Have you read the actual paper? That figure is at best inflated, and their methodology is riddled with confounds, including but not limited to the role of social networking profile pictures as dating signals, intentional signaling such as grooming and makeup, and factors like the the socio-economic status and locale of the people being classified, which can be more predictive of declared sexual orientation than anything resulting from physiological features.
Oh right, it's probably worthwhile to note that since there are considerable reasons in many parts of the world to hide one's sexual orientation, and this study's design only conditions on reported sexual orientation on social media, the results are intrinsically skewed just by being from a population of out gay people
Also, bear in mind that if we take Wikipedia's reported rate of homosexuality in the general human population, for which 9% would be... pretty generous (The "Demographics of sexual orientation" article lists several statistics and I can't find a world aggregate, but e.g. San Francisco is 15%), a null-classifier that always guesses "straight" would be just as accurate. If the population levels were lower, more accurate
However, among the 100 of
585 individuals with the highest probability of being gay according to the classifier, 47 were gay. In
other words, the classifier provided for a nearly seven-fold improvement in precision over a random draw (47/7 = 6.71). The precision could be further increased by narrowing the targeted
subsample. Among 30 males with the highest probability of being gay, 23 were gay, an eleven-
fold improvement in precision over a random draw (23/2.1 = 11). Finally, among the top 10
individuals with the highest probability of being gay, 9 were indeed gay: a thirteen-fold
improvement in precision over a random draw.

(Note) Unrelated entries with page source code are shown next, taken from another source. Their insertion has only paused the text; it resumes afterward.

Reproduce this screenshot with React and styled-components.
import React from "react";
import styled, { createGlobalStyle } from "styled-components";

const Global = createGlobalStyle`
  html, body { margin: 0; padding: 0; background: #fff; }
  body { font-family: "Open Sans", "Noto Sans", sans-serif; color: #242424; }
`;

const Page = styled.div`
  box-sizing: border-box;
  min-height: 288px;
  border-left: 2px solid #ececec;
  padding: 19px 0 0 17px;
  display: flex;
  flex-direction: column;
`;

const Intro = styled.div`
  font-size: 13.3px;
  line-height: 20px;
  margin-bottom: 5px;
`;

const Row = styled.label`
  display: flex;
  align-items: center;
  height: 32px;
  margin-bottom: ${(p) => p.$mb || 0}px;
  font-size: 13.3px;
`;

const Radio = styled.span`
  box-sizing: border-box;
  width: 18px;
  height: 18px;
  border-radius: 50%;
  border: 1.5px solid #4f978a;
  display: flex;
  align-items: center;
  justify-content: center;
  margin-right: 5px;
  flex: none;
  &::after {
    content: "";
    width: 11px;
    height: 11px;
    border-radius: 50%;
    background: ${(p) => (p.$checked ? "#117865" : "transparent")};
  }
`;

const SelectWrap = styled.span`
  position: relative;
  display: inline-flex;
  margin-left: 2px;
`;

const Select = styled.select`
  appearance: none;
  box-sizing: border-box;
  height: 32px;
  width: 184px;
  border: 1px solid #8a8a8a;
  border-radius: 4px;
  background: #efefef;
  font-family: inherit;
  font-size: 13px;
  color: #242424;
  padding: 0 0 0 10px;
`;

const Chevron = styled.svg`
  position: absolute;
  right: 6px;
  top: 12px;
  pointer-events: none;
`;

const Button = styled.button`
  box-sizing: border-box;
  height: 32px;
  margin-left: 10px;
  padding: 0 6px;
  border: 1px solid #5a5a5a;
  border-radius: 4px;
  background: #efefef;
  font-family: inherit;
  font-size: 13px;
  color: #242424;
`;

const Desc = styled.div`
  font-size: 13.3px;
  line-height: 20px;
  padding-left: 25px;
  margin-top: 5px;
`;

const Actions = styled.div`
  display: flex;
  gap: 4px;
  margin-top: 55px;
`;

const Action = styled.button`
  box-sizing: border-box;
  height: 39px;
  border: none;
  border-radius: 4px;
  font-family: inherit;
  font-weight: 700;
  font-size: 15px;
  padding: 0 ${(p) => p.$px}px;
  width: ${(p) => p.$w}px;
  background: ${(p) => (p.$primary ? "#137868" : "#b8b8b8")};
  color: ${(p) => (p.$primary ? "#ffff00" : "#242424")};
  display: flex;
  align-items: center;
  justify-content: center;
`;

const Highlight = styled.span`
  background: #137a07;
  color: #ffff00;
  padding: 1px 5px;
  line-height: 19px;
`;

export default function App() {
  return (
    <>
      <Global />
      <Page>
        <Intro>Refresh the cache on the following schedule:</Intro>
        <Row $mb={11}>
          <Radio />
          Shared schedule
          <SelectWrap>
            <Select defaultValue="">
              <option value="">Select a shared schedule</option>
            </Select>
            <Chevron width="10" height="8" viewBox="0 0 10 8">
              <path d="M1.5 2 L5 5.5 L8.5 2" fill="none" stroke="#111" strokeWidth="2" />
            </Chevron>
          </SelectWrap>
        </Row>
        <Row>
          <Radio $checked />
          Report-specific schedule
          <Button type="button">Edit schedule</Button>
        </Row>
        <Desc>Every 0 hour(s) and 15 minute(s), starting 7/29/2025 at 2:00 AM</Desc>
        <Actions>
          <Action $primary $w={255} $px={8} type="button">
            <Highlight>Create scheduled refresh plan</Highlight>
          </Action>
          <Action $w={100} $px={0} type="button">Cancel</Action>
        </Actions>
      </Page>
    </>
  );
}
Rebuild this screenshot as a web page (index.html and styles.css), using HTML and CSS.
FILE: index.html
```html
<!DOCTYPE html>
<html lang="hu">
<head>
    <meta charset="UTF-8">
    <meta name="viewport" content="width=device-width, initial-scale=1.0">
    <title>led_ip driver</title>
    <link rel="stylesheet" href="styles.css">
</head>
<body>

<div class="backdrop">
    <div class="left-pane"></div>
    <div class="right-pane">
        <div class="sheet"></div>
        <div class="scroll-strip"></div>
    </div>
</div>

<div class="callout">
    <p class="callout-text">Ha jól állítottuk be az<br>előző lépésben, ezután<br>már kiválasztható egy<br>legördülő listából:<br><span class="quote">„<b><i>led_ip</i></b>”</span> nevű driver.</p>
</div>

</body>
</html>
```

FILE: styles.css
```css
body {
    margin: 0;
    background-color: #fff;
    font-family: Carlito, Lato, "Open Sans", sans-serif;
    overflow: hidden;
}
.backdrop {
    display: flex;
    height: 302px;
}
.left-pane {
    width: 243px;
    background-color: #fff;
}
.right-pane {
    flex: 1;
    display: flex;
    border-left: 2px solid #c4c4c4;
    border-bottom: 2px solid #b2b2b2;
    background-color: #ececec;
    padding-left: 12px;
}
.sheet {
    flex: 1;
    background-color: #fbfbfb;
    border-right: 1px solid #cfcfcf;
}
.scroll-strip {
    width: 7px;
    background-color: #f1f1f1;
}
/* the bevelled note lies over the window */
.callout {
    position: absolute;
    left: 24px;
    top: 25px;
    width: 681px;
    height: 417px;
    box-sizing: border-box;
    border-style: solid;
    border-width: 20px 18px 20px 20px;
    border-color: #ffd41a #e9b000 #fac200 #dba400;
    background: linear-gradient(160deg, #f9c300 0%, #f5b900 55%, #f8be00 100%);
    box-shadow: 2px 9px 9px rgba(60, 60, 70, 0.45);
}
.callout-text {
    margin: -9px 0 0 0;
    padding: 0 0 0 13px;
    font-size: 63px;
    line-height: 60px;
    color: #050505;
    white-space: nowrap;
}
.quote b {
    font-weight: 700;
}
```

Yes, and this further demonstrates how ridiculous the reporting on this result was. Their sample population was tiny and skewed, and this paragraph is a great example of why you can make your results look better to lay readers by reducing N (which in statistical terms should reduce your level of confidence in the result you got because the likelihood of spurious accuracy from random factors increases) and choosing whatever metric sounds best when you do that (here, they do so by only talking about precision - IE avoiding false positives, with no mention of the false negatives).
But I do have to give you some credit for providing a case study for why scientific literacy is super hard, and doubly so in a context where researchers are strongly incentivized to try to make their results sound as convincingly meaningful as possible
How do you explain the accuracy going up with more samples then?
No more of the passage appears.